Blu-ray & DVD Release Date: Nov. 13, 2012
Price: DVD $79.95, Blu-ray $79.95
Studio: Criterion
Italian poet, philosopher and filmmaker Pier Paolo Pasolini’s (Salò) Trilogy of Life, from the early 1970s, consists of his film renditions of a trio of masterpieces of pre-modern world literature: Giovanni Boccaccio’s The Decameron, Geoffrey Chaucer’s The Canterbury Tales, and One Thousand and One Nights (which is often referred to as The Arabian Nights).
The late Pasolini’s comedy-drama movies are now considered to be most uninhibited and extravagant works, a brazen and bawdy triptych that sets out to challenge consumer capitalism and celebrate the human body while commenting on contemporary sexual and religious mores and hypocrisies.
Definitely not for all tastes, the films offer heaping doses of Pasolini’s scatological humor and his rough-hewn sensuality, most of which leave all modern standards of decency behind.
All three movies feature the gorgeous production designs of Dante Ferretti (Hugo) and the oh-so-Italian music of Ennio Morricone (Days of Heaven).
Here’s a look at the three films in the Trilogy of Life:
The Decameron (1971)
In the first film of the trilogy, Pasolini’s adaptation of Boccaccio’s collection of 14th century moral tales explores the delectations and dark corners of an earlier and, as the filmmaker saw it, less compromised time. Among the chief delights in the film, which transposes the action to Naples from Boccaccio’s Florence, are a young man’s exploits with a gang of grave robbers, some randy nuns who sin with a strapping gardener, and Pasolini’s appearance as a pupil of the painter Giotto, at work on a massive fresco.
The Canterbury Tales (1972)
Eight of Chaucer’s lusty tales come to life in Pasolini’s delirious interpretation, which was shot in England. From the story of a nobleman struck blind after marrying a much younger and ultimately promiscuous bride, to a climactic trip to a hell populated by an outrageous assortment of friars and demons, The Canterbury Tales is an undeniably imaginative work of merry blasphemy, framed by Pasolini’s portrayal of Chaucer himself.
Arabian Nights (1974)
Pasolini traveled to Africa, India and the Middle East to realize this ambitious cinematic treatment of a handful of the stories from the legendary One Thousand and One Nights.

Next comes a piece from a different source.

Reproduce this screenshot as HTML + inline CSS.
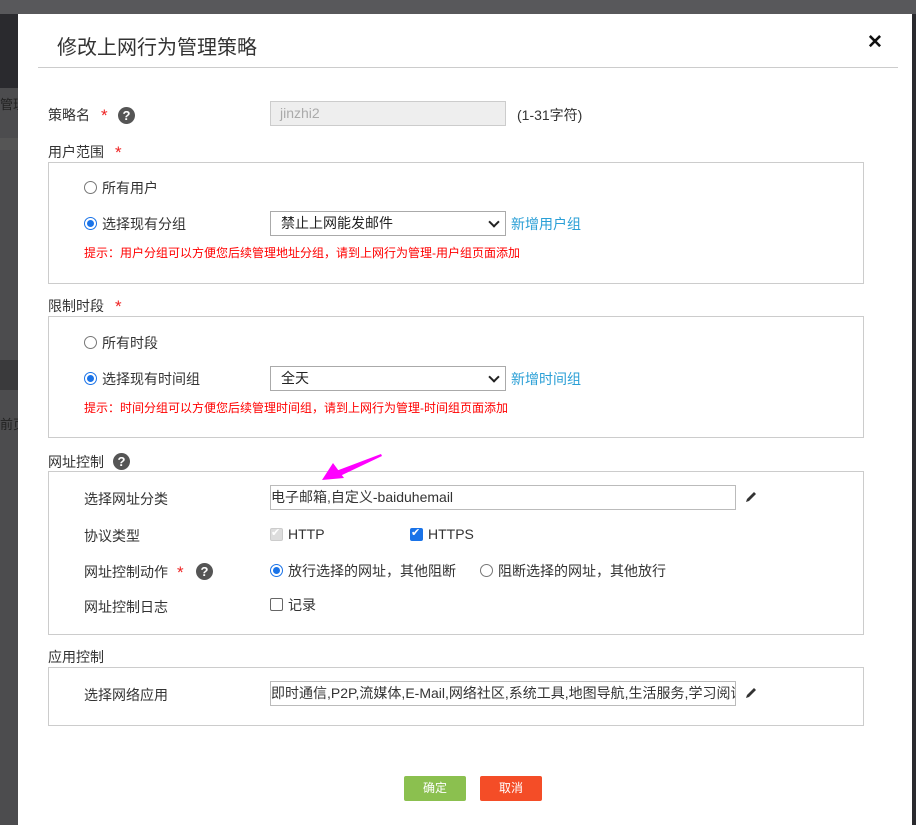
<!DOCTYPE html>
<html><head><meta charset="utf-8"><style>
*{box-sizing:border-box;margin:0;padding:0}
body{width:916px;height:825px;overflow:hidden;position:relative;background:#2a2a2e;font-family:"Liberation Sans","Noto Sans CJK SC",sans-serif;font-size:14px;color:#333}
.a{position:absolute;white-space:nowrap}
.t{margin-top:-1px}
.box{position:absolute;left:48px;width:816px;border:1px solid #ccc}
.inp{position:absolute;height:25px;border:1px solid #bbb;background:#fff;line-height:23px;font-size:14px;color:#333;overflow:hidden;white-space:nowrap}
.sel{position:absolute;height:25px;border:1px solid #aaa;background:#fff;line-height:23px;font-size:14px;padding-left:10px;color:#222}
.sel:after{content:"";position:absolute;right:7px;top:6px;width:6px;height:6px;border-right:2px solid #222;border-bottom:2px solid #222;transform:rotate(45deg)}
.r{position:absolute;width:13px;height:13px;border:1px solid #777;border-radius:50%;background:#fff}
.r.on{border:1px solid #1a73e8}
.r.on:after{content:"";position:absolute;left:2px;top:2px;width:7px;height:7px;border-radius:50%;background:#1a73e8}
.cb{position:absolute;width:13px;height:13px;border:1px solid #666;border-radius:2px;background:#fff}
.q{position:absolute;width:17px;height:17px;border-radius:50%;background:#555;color:#fff;font-size:13px;font-weight:bold;text-align:center;line-height:17px}
.st{position:absolute;color:#e22;font-size:17px}
.hint{position:absolute;color:#f00;font-size:12px;white-space:nowrap;margin-top:-2px}
.lk{position:absolute;color:#2a9fd6;font-size:14px;margin-top:-1px}
</style></head><body>
<div class="a" style="left:0;top:0;width:916px;height:14px;background:#58585b"></div>
<div class="a" style="left:0;top:88px;width:18px;height:737px;background:#4c4c4e"></div>
<div class="a" style="left:0;top:138px;width:18px;height:12px;background:#555"></div>
<div class="a" style="left:0;top:360px;width:18px;height:30px;background:#3a3a3c"></div>
<div class="a t" style="left:0;top:95px;color:#222;font-size:13px;width:18px;overflow:hidden">管理</div>
<div class="a t" style="left:0;top:415px;color:#222;font-size:13px;width:18px;overflow:hidden">前页</div>

<div class="a" style="left:18px;top:14px;width:894px;height:811px;background:#fff"></div>
<div class="a" style="left:57px;top:31px;font-size:20px;color:#333">修改上网行为管理策略</div>
<div class="a" style="left:867px;top:31px;font-size:19px;font-weight:bold;color:#111">✕</div>
<div class="a" style="left:38px;top:67px;width:860px;height:1px;background:#ccc"></div>

<div class="a t" style="left:48px;top:106px">策略名</div>
<div class="st" style="left:101px;top:106px">*</div>
<div class="q" style="left:118px;top:107px">?</div>
<div class="inp" style="left:270px;top:101px;width:236px;background:#eee;border-color:#ccc;color:#aaa;padding-left:9px">jinzhi2</div>
<div class="a t" style="left:517px;top:106px">(1-31字符)</div>

<div class="a t" style="left:48px;top:143px">用户范围</div>
<div class="st" style="left:115px;top:143px">*</div>
<div class="box" style="top:162px;height:122px"></div>
<div class="r" style="left:84px;top:181px"></div>
<div class="a t" style="left:102px;top:179px">所有用户</div>
<div class="r on" style="left:84px;top:217px"></div>
<div class="a t" style="left:102px;top:215px">选择现有分组</div>
<div class="sel" style="left:270px;top:211px;width:236px">禁止上网能发邮件</div>
<div class="lk" style="left:511px;top:215px">新增用户组</div>
<div class="hint" style="left:84px;top:246px">提示：用户分组可以方便您后续管理地址分组，请到上网行为管理-用户组页面添加</div>

<div class="a t" style="left:48px;top:297px">限制时段</div>
<div class="st" style="left:115px;top:297px">*</div>
<div class="box" style="top:316px;height:122px"></div>
<div class="r" style="left:84px;top:336px"></div>
<div class="a t" style="left:102px;top:334px">所有时段</div>
<div class="r on" style="left:84px;top:372px"></div>
<div class="a t" style="left:102px;top:370px">选择现有时间组</div>
<div class="sel" style="left:270px;top:366px;width:236px">全天</div>
<div class="lk" style="left:511px;top:370px">新增时间组</div>
<div class="hint" style="left:84px;top:401px">提示：时间分组可以方便您后续管理时间组，请到上网行为管理-时间组页面添加</div>

<div class="a t" style="left:48px;top:453px">网址控制</div>
<div class="q" style="left:113px;top:453px">?</div>
<div class="box" style="top:471px;height:164px"></div>
<div class="a t" style="left:84px;top:490px">选择网址分类</div>
<div class="inp" style="left:270px;top:485px;width:466px">电子邮箱,自定义-baiduhemail</div>
<svg class="a" style="left:744px;top:490px" width="14" height="14" viewBox="0 0 14 14"><path d="M2 12 L3 9 L10 2 L12 4 L5 11 Z" fill="#333"/></svg>
<div class="a t" style="left:84px;top:527px">协议类型</div>
<div class="cb" style="left:270px;top:528px;background:#ddd;border-color:#ccc"></div>
<div class="a" style="left:271px;top:526px;font-size:11px;color:#fff">✔</div>
<div class="a t" style="left:288px;top:527px;font-size:14px;color:#333">HTTP</div>
<div class="cb" style="left:410px;top:528px;background:#1a73e8;border-color:#1a73e8"></div>
<div class="a" style="left:411px;top:526px;font-size:11px;color:#fff">✔</div>
<div class="a t" style="left:428px;top:527px;font-size:14px;color:#333">HTTPS</div>
<div class="a t" style="left:84px;top:563px">网址控制动作</div>
<div class="st" style="left:177px;top:563px">*</div>
<div class="q" style="left:196px;top:563px">?</div>
<div class="r on" style="left:270px;top:564px"></div>
<div class="a t" style="left:288px;top:562px">放行选择的网址，其他阻断</div>
<div class="r" style="left:480px;top:564px"></div>
<div class="a t" style="left:498px;top:562px">阻断选择的网址，其他放行</div>
<div class="a t" style="left:84px;top:598px">网址控制日志</div>
<div class="cb" style="left:270px;top:598px"></div>
<div class="a t" style="left:288px;top:596px">记录</div>

<div class="a t" style="left:48px;top:648px">应用控制</div>
<div class="box" style="top:667px;height:59px"></div>
<div class="a t" style="left:84px;top:686px">选择网络应用</div>
<div class="inp" style="left:270px;top:681px;width:466px">即时通信,P2P,流媒体,E-Mail,网络社区,系统工具,地图导航,生活服务,学习阅读</div>
<svg class="a" style="left:744px;top:686px" width="14" height="14" viewBox="0 0 14 14"><path d="M2 12 L3 9 L10 2 L12 4 L5 11 Z" fill="#333"/></svg>

<div class="a" style="left:404px;top:776px;width:62px;height:25px;background:#8bc04f;border-radius:2px;color:#fff;text-align:center;line-height:25px;font-size:12px">确定</div>
<div class="a" style="left:480px;top:776px;width:62px;height:25px;background:#f44d27;border-radius:2px;color:#fff;text-align:center;line-height:25px;font-size:12px">取消</div>

<svg class="a" style="left:0;top:0" width="916" height="825"><polygon points="381,454 382,456 340,476 336,471" fill="#f0f"/><polygon points="322,480 333,463 344,478" fill="#f0f"/></svg>
</body></html>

This is not the fairy-tale world of Scheherazade or Aladdin or Ali Baba — instead, the director focuses on the more erotic tales, ones of desire, betrayal and atonement, framed by the story of a young man’s quest to reconnect with his beloved slave girl.
Criterion’s release of the Trilogy represents the DVD and Blu-ray debuts of the three films in the U.S.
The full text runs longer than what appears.